What is the number of lines holding the word "styles"? Give that number alone.

Dataset section
● ● ● ● ●
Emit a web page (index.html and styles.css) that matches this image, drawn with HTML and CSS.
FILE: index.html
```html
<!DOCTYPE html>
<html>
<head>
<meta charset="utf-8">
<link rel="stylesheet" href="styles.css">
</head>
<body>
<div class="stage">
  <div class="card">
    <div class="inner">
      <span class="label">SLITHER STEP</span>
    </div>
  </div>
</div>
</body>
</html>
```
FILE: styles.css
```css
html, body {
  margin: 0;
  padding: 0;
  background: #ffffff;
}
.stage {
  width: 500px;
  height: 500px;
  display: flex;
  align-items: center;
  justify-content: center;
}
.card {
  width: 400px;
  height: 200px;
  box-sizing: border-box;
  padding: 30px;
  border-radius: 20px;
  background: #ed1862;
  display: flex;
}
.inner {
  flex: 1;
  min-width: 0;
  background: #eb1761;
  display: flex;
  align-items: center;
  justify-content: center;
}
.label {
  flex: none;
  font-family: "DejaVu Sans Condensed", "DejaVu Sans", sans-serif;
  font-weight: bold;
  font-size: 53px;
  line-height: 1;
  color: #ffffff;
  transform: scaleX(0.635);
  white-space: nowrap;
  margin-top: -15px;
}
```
● ● ● ● ●
Completed exercise
3